Since beginning in Norway in June, the crew of the Abel Tasman have already sailed around Iceland and Greenland, before entering the unaccommodating waters that run between northernmost Canada and the Arctic.
They hope to reach the finishing line in Nome, Alaska by early October.
Skipper Isak is a year older than Canadian Jeff MacInnis was when he completed it in 1988, aged 25. MacInnis is thought to be the youngest person to have successfully sailed the passage.
But they are seasoned sailors – having sailed from Stockholm in Sweden to the western coast of Mexico in 2019.
As captain and first mate, they say piloting their 75-foot schooner has only strengthened their brotherly bond, with their small expedition team serving as an adoptive family.
“I don’t think we’re going to get any closer than we are now,” says Isak.
Alex adds: “I think we really know exactly how the other one works, and we don’t step on each other’s toes.”
Alex says that despite the peril of the journey, he has wanted to traverse the Northwest Passage for a long time. He has been intrigued by maps of the region and tales of previous expeditions, and is aware that it is likely to change due to climate change.
He recalls sailing one night, off the coast of Greenland, that he says will stay with him for the rest of his life.
“We were in the midnight sun, slowly slaloming through huge icebergs, and the light was just incredible when it shone over the icebergs... That was just really beautiful.”
Isak took more convincing before making the trip. What persuaded him was that “it’s one of the few expeditions left that really takes on the character of an expedition”, mixing danger and isolation, he says.
Keith Tuffley, the expedition’s overall leader – who quit his job at Citibank to be on the trip and owns the Abel Tasman – has become somewhat of a surrogate father to the Rockströms.
The Rockströms’ real father, Johan, is the Swedish climate scientist who has helped to develop the concept of climate tipping points, when particular large-scale environmental changes are thought to become self-perpetuating and irreversible beyond a certain threshold.
Part of the aim of the expedition is to highlight how climate change is increasing the risks of reaching these tipping points, particularly some systems in the Arctic Circle.
Multiple studies have suggested that parts of the Greenland ice sheet would become much more vulnerable to runaway melting if global warming reached 1.5-2C above pre-industrial levels.

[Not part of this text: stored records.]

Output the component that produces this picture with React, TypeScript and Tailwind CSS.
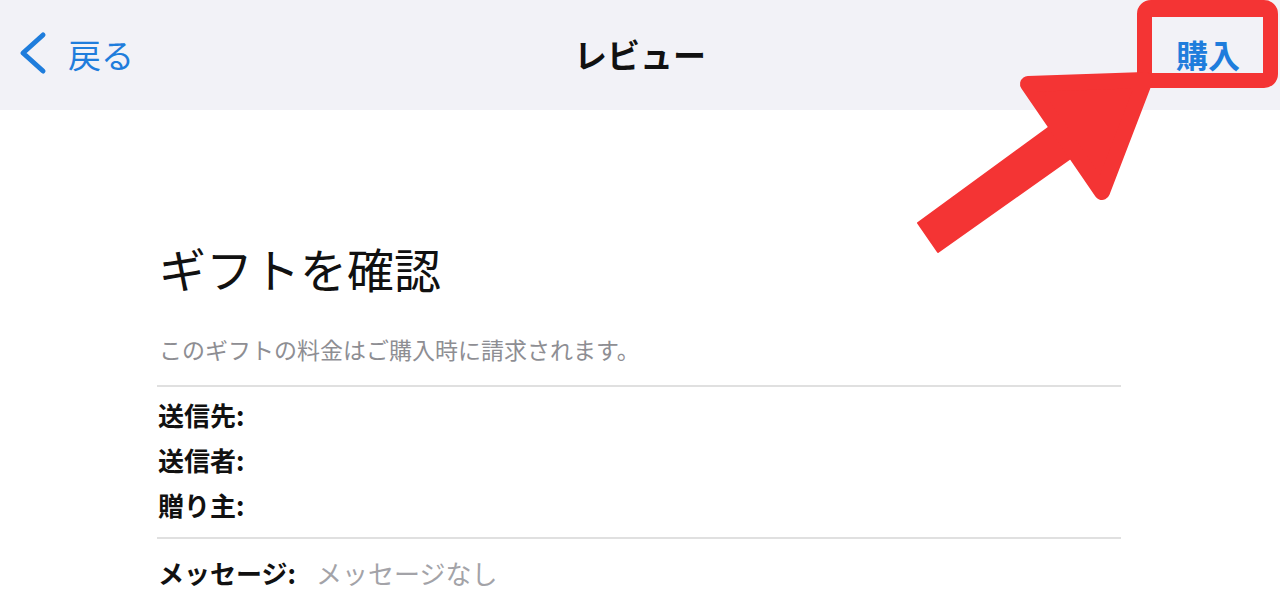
import React from "react";

const jp = { fontFamily: '"Noto Sans CJK JP", "Noto Sans", sans-serif' };

export default function App() {
  return (
    <div className="relative w-[1280px] h-[598px] overflow-hidden bg-white" style={jp}>
      {/* Nav bar */}
      <div className="relative h-[110px] bg-[#f2f2f7] flex items-center justify-between pl-[18px] pr-[40px]">
        <div className="flex items-center gap-[20px] text-[#1f7ddc] pb-[2px]">
          <svg width="30" height="44" viewBox="0 0 30 44" className="-mt-[2px]">
            <polyline points="25,4 5,22 25,40" fill="none" stroke="#1f7ddc" strokeWidth="5" strokeLinecap="round" strokeLinejoin="round" />
          </svg>
          <span className="text-[33px] leading-none">戻る</span>
        </div>
        <div className="absolute left-0 right-0 top-0 h-[110px] flex items-center justify-center pointer-events-none">
          <span className="text-[33px] font-bold leading-none text-[#111] pb-[2px]">レビュー</span>
        </div>
        <span className="text-[32px] font-bold leading-none text-[#1f7ddc] pb-[2px]">購入</span>
      </div>

      {/* Content */}
      <div className="pl-[157px] w-[1121px]">
        <h1 className="mt-[130px] text-[47px] leading-[56px] text-[#111] pl-[2px]">ギフトを確認</h1>
        <p className="mt-[37px] text-[23px] leading-[32px] text-[#8e8e93] pl-[2px]">このギフトの料金はご購入時に請求されます。</p>
        <div className="mt-[20px] h-[2px] bg-[#e0e0e0]" />
        <div className="mt-[5px] flex flex-col text-[26px] leading-[45px] font-bold text-[#111] pl-[1px]">
          <div>送信先:</div>
          <div>送信者:</div>
          <div>贈り主:</div>
        </div>
        <div className="mt-[10px] h-[2px] bg-[#e0e0e0]" />
        <div className="mt-[11px] flex items-center gap-[20px] text-[26px] leading-[45px] pl-[1px]">
          <span className="font-bold text-[#111]">メッセージ:</span>
          <span className="text-[#a3a3a8]">メッセージなし</span>
        </div>
      </div>

      {/* Annotation: red box */}
      <div className="absolute left-[1137px] top-[0px] w-[141px] h-[88px] border-[15px] border-t-[17px] border-[#f43434] rounded-[14px]" />

      {/* Annotation: red arrow */}
      <svg className="absolute left-0 top-0 pointer-events-none" width="1280" height="598" viewBox="0 0 1280 598">
        <polygon points="918,223 1070,112 1092,143 938,252" fill="#f43434" stroke="#f43434" strokeWidth="2" strokeLinejoin="round" />
        <polygon points="1028,84 1145,80 1102,192" fill="#f43434" stroke="#f43434" strokeWidth="16" strokeLinejoin="round" />
      </svg>
    </div>
  );
}
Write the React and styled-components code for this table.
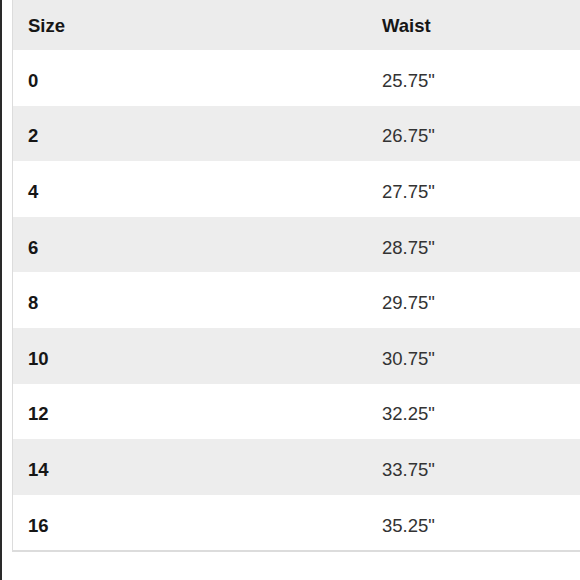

However, the precise positions of such tipping points are very uncertain, and a full-scale collapse would likely take many thousands of years.
The Rockströms have lived on the Abel Tasman while studying climate physics at the University of Bergen, balancing their studies with expeditions.
While much of the data they are gathering will have to be sent back to laboratories for analysis, Alex says the raw figures from seawater measurements they have already taken suggest the waters around Greenland are colder and less salty than before – a sign of ice sheet melting.
Prof David Thornalley, an ocean and climate scientist at University College London, explains that, over time, the influx of freshwater flowing off the Greenland ice sheet is likely to weaken the main current that runs the length of the Atlantic and has a major influence on the climate.
The melting of the ice sheet also raises global sea levels, increasing the risks of coastal flooding.
As well as potentially affecting the balance of the marine ecosystem, Prof Thornalley says melting ice might also produce a feedback process, “whereby the meltwater causes the ocean circulation changes, which leads to warmer waters reaching glaciers that flow into the ocean, thus causing faster melting and retreat of the glacier”.
Alex hopes the data they gather along the Northwest Passage will be significant.
“I think it's very easy to underestimate the value of the data that can be collected from a sailing yacht like this... The big ships, the big icebreakers, are so limited in where they can go.”
The crew of the Abel Tasman still have a long and challenging way to go.
“Where we are now is one of those points along the trip that, from day one, we’re kind of fearing and very hopefully anticipating, because it’s... the start of the really challenging part,” says Isak.
Tuffley, the expedition’s leader, says that while melting Arctic ice was making it easier for a boat to move through the Northwest Passage, the icebergs this process was creating were making the journey more “unpredictable”.
At times, their surroundings appear completely alien.
“It looks like Mars,” says Keith of where they are anchored, in Devon Island.
“It is desolate, it’s rugged. It’s got this red, iron ore type of tinge to it.”
Aside from a handful of walruses and polar bears, the crew are entirely alone.